---------- COLLECTED MATERIAL
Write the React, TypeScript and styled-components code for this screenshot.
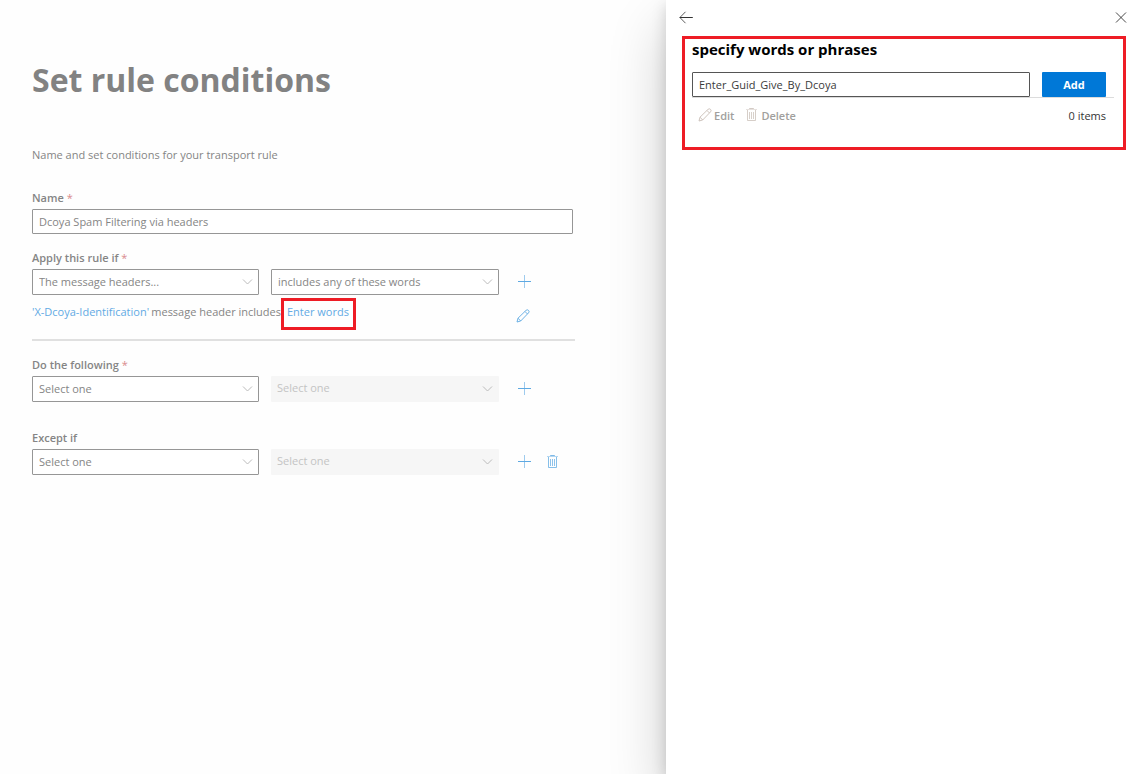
import React from "react";
import styled, { createGlobalStyle, css } from "styled-components";

const GlobalStyle = createGlobalStyle`
  *, *::before, *::after { box-sizing: border-box; }
  body {
    margin: 0;
    background: #fefefe;
    font-family: "Open Sans", "Noto Sans", sans-serif;
    font-size: 11px;
    line-height: 16px;
    color: #858585;
  }
  input, select, button { font: inherit; color: inherit; }
`;

const Page = styled.div`
  display: grid;
  grid-template-columns: minmax(0, 1fr) 468px;
  min-height: 100vh;
  overflow: hidden;
`;

const Main = styled.main`
  padding: 58px 32px;
`;

const Title = styled.h1`
  margin: 0;
  font-size: 32px;
  line-height: 44px;
  font-weight: 700;
  color: #828282;
`;

const Intro = styled.p`
  margin: 45px 0 27px;
`;

const Form = styled.form`
  max-width: 543px;
`;

const Label = styled.label`
  display: block;
  margin-bottom: 3px;
  font-weight: 600;
`;

const Required = styled.span`
  color: #d98a8d;
  font-weight: 400;
`;

const TextInput = styled.input<{ $strong?: boolean }>`
  display: block;
  width: 100%;
  min-width: 0;
  height: 25px;
  padding: 0 6px;
  border: 1px solid ${(p) => (p.$strong ? "#555" : "#969696")};
  border-radius: 1px;
  background: #fff;
  color: ${(p) => (p.$strong ? "#3b3b3b" : "#858585")};
  outline: none;
`;

const NameField = styled.div`
  padding-right: 2px;
  margin-bottom: 16px;
`;

const Group = styled.section<{ $gap?: number }>`
  margin-bottom: ${(p) => p.$gap ?? 0}px;
`;

const Row = styled.div`
  display: grid;
  grid-template-columns: 227fr 228fr 64px;
  column-gap: 12px;
  align-items: center;
`;

const SelectWrap = styled.div`
  display: grid;
  align-items: center;
  > * { grid-area: 1 / 1; }
  > svg {
    justify-self: end;
    margin-right: 5px;
    pointer-events: none;
  }
`;

const Select = styled.select`
  appearance: none;
  width: 100%;
  height: 26px;
  padding: 0 20px 0 6px;
  border: 1px solid #969696;
  border-radius: 1px;
  background: #fff;
  color: #858585;
  opacity: 1;
  &:disabled {
    padding-bottom: 2px;
    padding-left: 5px;
    border-color: #f6f6f6;
    background: #f6f6f6;
    color: #c4c4c4;
  }
`;

const Actions = styled.div`
  display: flex;
  gap: 12px;
  padding-left: 6px;
`;

const IconButton = styled.button`
  display: inline-flex;
  align-items: center;
  justify-content: center;
  width: 16px;
  height: 16px;
  padding: 0;
  border: 0;
  background: none;
  color: #5ea9e2;
  cursor: pointer;
`;

const Summary = styled.div`
  display: grid;
  grid-template-columns: 249px 1fr 60px;
  align-items: start;
  padding-top: 3px;
  margin-bottom: 9px;
`;

const Sentence = styled.div`
  display: flex;
  justify-content: space-between;
  padding-top: 6px;
  white-space: nowrap;
`;

const Link = styled.a`
  color: #62aae4;
  text-decoration: none;
`;

const outline = css`
  border: 3px solid #ee1c25;
`;

const WordsBox = styled.div`
  ${outline}
  width: 75px;
  height: 32px;
  padding: 3px;
  white-space: nowrap;
`;

const SummaryAction = styled.div`
  padding-top: 10px;
`;

const Divider = styled.hr`
  height: 2px;
  margin: 0 0 16px;
  border: 0;
  background: #e0e0e0;
`;

const Panel = styled.aside`
  padding: 9px 8px 9px 16px;
  background: #fff;
  color: #333;
  box-shadow: 0 26px 54px rgba(0, 0, 0, 0.2), 0 5px 14px rgba(0, 0, 0, 0.16);
`;

const PanelBar = styled.header`
  display: flex;
  justify-content: space-between;
  height: 27px;
  margin: 0 -3px 0 -4px;
  > button { color: #333; }
`;

const WordsEditor = styled.section`
  ${outline}
  height: 114px;
  padding: 0 9px 0 7px;
`;

const PanelTitle = styled.h2`
  margin: 0 0 13px;
  font-size: 15px;
  line-height: 20px;
  font-weight: 700;
  color: #000;
`;

const AddRow = styled.form`
  display: grid;
  grid-template-columns: minmax(0, 1fr) 64px;
  column-gap: 12px;
  padding-right: 8px;
  border-bottom: 1px solid #dcdcdc;
`;

const AddButton = styled.button`
  height: 25px;
  padding: 0;
  border: 0;
  border-radius: 1px;
  background: #0078d7;
  color: #fff;
  font-weight: 700;
`;

const ListBar = styled.div`
  display: flex;
  align-items: center;
  gap: 11px;
  padding: 10px 8px 0 6px;
`;

const ListButton = styled.button`
  display: flex;
  gap: 2px;
  padding: 0;
  border: 0;
  background: none;
  color: #a19f9d;
  font-weight: 600;
  &:disabled { color: #a19f9d; }
  > svg { color: #c8bdb5; }
`;

const Count = styled.span`
  margin-left: auto;
`;

const Svg = ({ size, children }: { size: number; children: React.ReactNode }) => (
  <svg width={size} height={size} viewBox={`0 0 ${size} ${size}`} fill="none" stroke="currentColor" aria-hidden="true">
    {children}
  </svg>
);

const Chevron = () => (
  <svg width="12" height="8" viewBox="0 0 12 8" fill="none" stroke="#bcbcbc" aria-hidden="true">
    <path d="M1 1.5 5.5 6 10 1.5" />
  </svg>
);

const Plus = () => (
  <Svg size={14}>
    <path d="M0 6.5h13" />
    <path d="M6.5 0v13" opacity="0.6" />
  </Svg>
);

const Pencil = () => (
  <Svg size={14}>
    <path d="M1 13l1-3.8L10 1.4a1.7 1.7 0 0 1 2.5 2.5L4.7 12 1 13z M9 2.5 11.5 5 M2 9.2 4.7 12" strokeWidth="0.9" />
  </Svg>
);

const Trash = () => (
  <Svg size={14}>
    <path d="M1 1.5h11" opacity="0.45" />
    <path d="M4.5 1V0.5h4V1" opacity="0.8" />
    <path d="M2.5 2v10.5h8V2" opacity="0.75" />
    <path d="M4.5 4v7M6.5 4v7M8.5 4v7" opacity="0.7" />
  </Svg>
);

const Back = () => (
  <Svg size={14}>
    <path d="M0.8 7.5h13" />
    <path d="M6.5 1.8.9 7.5l5.6 5.7" strokeWidth="0.8" />
  </Svg>
);

const Close = () => (
  <Svg size={12}>
    <path d="M1 1.5l10 10M11 1.5l-10 10" strokeWidth="0.9" />
  </Svg>
);

interface DropdownProps {
  id?: string;
  label?: string;
  value: string;
  disabled?: boolean;
}

const Dropdown = ({ id, label, value, disabled }: DropdownProps) => (
  <SelectWrap>
    <Select id={id} aria-label={label} disabled={disabled}>
      <option>{value}</option>
    </Select>
    <Chevron />
  </SelectWrap>
);

export default function App() {
  return (
    <>
      <GlobalStyle />
      <Page>
        <Main>
          <Title>Set rule conditions</Title>
          <Intro>Name and set conditions for your transport rule</Intro>
          <Form>
            <NameField>
              <Label htmlFor="name">Name <Required>*</Required></Label>
              <TextInput id="name" defaultValue="Dcoya Spam Filtering via headers" />
            </NameField>
            <Group>
              <Label htmlFor="condition">Apply this rule if <Required>*</Required></Label>
              <Row>
                <Dropdown id="condition" value="The message headers..." />
                <Dropdown label="Condition match" value="includes any of these words" />
                <Actions>
                  <IconButton type="button" aria-label="Add condition"><Plus /></IconButton>
                </Actions>
              </Row>
              <Summary>
                <Sentence>
                  <Link href="#header">'X-Dcoya-Identification'</Link>
                  <span>message header includes</span>
                </Sentence>
                <WordsBox><Link href="#words">Enter words</Link></WordsBox>
                <SummaryAction>
                  <IconButton type="button" aria-label="Edit condition"><Pencil /></IconButton>
                </SummaryAction>
              </Summary>
            </Group>
            <Divider />
            <Group $gap={28}>
              <Label htmlFor="action">Do the following <Required>*</Required></Label>
              <Row>
                <Dropdown id="action" value="Select one" />
                <Dropdown label="Action detail" value="Select one" disabled />
                <Actions>
                  <IconButton type="button" aria-label="Add action"><Plus /></IconButton>
                </Actions>
              </Row>
            </Group>
            <Group>
              <Label htmlFor="exception">Except if</Label>
              <Row>
                <Dropdown id="exception" value="Select one" />
                <Dropdown label="Exception detail" value="Select one" disabled />
                <Actions>
                  <IconButton type="button" aria-label="Add exception"><Plus /></IconButton>
                  <IconButton type="button" aria-label="Remove exception"><Trash /></IconButton>
                </Actions>
              </Row>
            </Group>
          </Form>
        </Main>
        <Panel>
          <PanelBar>
            <IconButton type="button" aria-label="Back"><Back /></IconButton>
            <IconButton type="button" aria-label="Close"><Close /></IconButton>
          </PanelBar>
          <WordsEditor>
            <PanelTitle>specify words or phrases</PanelTitle>
            <AddRow onSubmit={(e) => e.preventDefault()}>
              <TextInput $strong aria-label="Word or phrase" defaultValue="Enter_Guid_Give_By_Dcoya" />
              <AddButton type="submit">Add</AddButton>
            </AddRow>
            <ListBar>
              <ListButton type="button" disabled><Pencil />Edit</ListButton>
              <ListButton type="button" disabled><Trash />Delete</ListButton>
              <Count>0 items</Count>
            </ListBar>
          </WordsEditor>
        </Panel>
      </Page>
    </>
  );
}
--------------------
* WHAT YOU NEED TO DO: Work out how many lines above contain the word "this". Give only the number.

* RESPONSE: 2